Professor Simon Morris, Durham University’s Deputy Head of Physics and co-Principal Investigator for the proposed E-ELT instrument, EAGLE, said:
“Every area of astronomy, from planets around other stars, through to the study of the first galaxies formed in the Universe will be revolutionised. Astonishing discoveries will be made possible by the huge collecting area and fantastic detail that can be resolved by E-ELT.
“This announcement comes just after an international meeting in Germany to discuss the science and instruments planned for the E-ELT.”
A Durham University colleague, Professor Richard Myers, is currently heading up separate but related research into adaptive optics – rapidly shape-changing mirrors which would allow scientists to measure the amazing spatial details potentially provided by E-ELT.
Also working on the project from the UK are the University of Oxford and the UK Astronomy Technology Centre (UK ATC), as well as other leading international institutes and partners in industry.

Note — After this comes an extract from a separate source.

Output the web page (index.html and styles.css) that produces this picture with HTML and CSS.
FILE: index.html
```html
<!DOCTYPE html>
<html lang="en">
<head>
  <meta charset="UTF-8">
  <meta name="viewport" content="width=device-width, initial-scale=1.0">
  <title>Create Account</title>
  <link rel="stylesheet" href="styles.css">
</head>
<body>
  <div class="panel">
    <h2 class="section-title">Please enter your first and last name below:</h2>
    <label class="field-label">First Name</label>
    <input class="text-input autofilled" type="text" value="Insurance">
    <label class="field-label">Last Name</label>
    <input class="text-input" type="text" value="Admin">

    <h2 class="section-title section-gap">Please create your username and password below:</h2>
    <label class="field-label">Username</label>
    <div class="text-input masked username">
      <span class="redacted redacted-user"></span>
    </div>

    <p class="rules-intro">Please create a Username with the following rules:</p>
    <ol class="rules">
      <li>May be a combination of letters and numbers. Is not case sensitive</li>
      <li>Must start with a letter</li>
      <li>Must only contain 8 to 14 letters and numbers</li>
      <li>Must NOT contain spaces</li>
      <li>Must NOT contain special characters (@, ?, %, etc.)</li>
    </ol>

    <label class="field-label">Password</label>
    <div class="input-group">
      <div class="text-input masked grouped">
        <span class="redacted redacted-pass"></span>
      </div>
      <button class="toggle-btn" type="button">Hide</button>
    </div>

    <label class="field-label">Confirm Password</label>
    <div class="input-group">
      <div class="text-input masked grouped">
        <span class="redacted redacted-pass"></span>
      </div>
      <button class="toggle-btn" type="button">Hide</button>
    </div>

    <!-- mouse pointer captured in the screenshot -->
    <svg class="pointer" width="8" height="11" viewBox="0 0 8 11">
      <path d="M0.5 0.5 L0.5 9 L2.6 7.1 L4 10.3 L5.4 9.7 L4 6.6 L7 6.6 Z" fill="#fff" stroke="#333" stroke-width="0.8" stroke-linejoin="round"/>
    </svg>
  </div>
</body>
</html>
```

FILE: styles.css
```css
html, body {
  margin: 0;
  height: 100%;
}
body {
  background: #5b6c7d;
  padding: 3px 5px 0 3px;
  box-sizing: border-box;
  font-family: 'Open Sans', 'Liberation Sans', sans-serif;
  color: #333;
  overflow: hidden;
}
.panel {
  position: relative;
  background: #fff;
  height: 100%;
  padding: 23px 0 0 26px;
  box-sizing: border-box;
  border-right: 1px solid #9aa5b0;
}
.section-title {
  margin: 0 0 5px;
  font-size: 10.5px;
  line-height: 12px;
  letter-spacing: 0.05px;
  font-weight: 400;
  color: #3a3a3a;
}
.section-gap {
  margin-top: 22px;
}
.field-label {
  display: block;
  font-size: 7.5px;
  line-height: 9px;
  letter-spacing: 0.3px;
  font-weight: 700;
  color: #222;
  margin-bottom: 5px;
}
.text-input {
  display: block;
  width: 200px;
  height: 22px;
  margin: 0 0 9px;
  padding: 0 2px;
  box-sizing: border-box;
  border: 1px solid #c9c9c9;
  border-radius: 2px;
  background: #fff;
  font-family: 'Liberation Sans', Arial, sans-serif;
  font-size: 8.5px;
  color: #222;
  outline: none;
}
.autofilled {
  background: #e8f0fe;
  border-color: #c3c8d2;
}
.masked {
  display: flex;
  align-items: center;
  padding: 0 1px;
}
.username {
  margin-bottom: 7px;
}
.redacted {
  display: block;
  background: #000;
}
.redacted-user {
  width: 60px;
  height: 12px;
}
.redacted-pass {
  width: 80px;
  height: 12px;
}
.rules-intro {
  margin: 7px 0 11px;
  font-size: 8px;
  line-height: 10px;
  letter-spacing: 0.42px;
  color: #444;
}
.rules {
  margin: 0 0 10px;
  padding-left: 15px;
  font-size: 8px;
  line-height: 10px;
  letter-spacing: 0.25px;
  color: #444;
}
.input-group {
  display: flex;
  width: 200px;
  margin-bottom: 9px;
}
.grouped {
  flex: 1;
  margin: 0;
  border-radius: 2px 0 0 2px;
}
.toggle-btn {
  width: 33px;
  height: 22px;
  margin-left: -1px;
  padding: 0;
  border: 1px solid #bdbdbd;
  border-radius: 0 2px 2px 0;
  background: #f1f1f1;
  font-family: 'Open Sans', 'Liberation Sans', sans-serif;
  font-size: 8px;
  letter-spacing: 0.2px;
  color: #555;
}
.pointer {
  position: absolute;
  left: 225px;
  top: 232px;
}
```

The UK’s Department for Business, Innovation & Skills has just confirmed an £88 million investment in the project, which will take shape in Chile over the next ten years.
The investment will ensure UK scientists and engineers, supported by the Science and Technology Facilities Council (STFC), will be heavily involved in the construction and operation of the telescope and its instruments, set to be the most advanced of its kind.
UK industry has already won £9 million-worth of contracts, and that figure is predicted to increase as much as ten-fold before 2023, when construction is expected to be completed.
Minister for Universities and Science David Willetts said: “This significant investment reaffirms the Government’s commitment to cutting-edge science. It will ensure the UK plays a leading role in a ground-breaking international project and our world-class research base has access to the latest equipment.”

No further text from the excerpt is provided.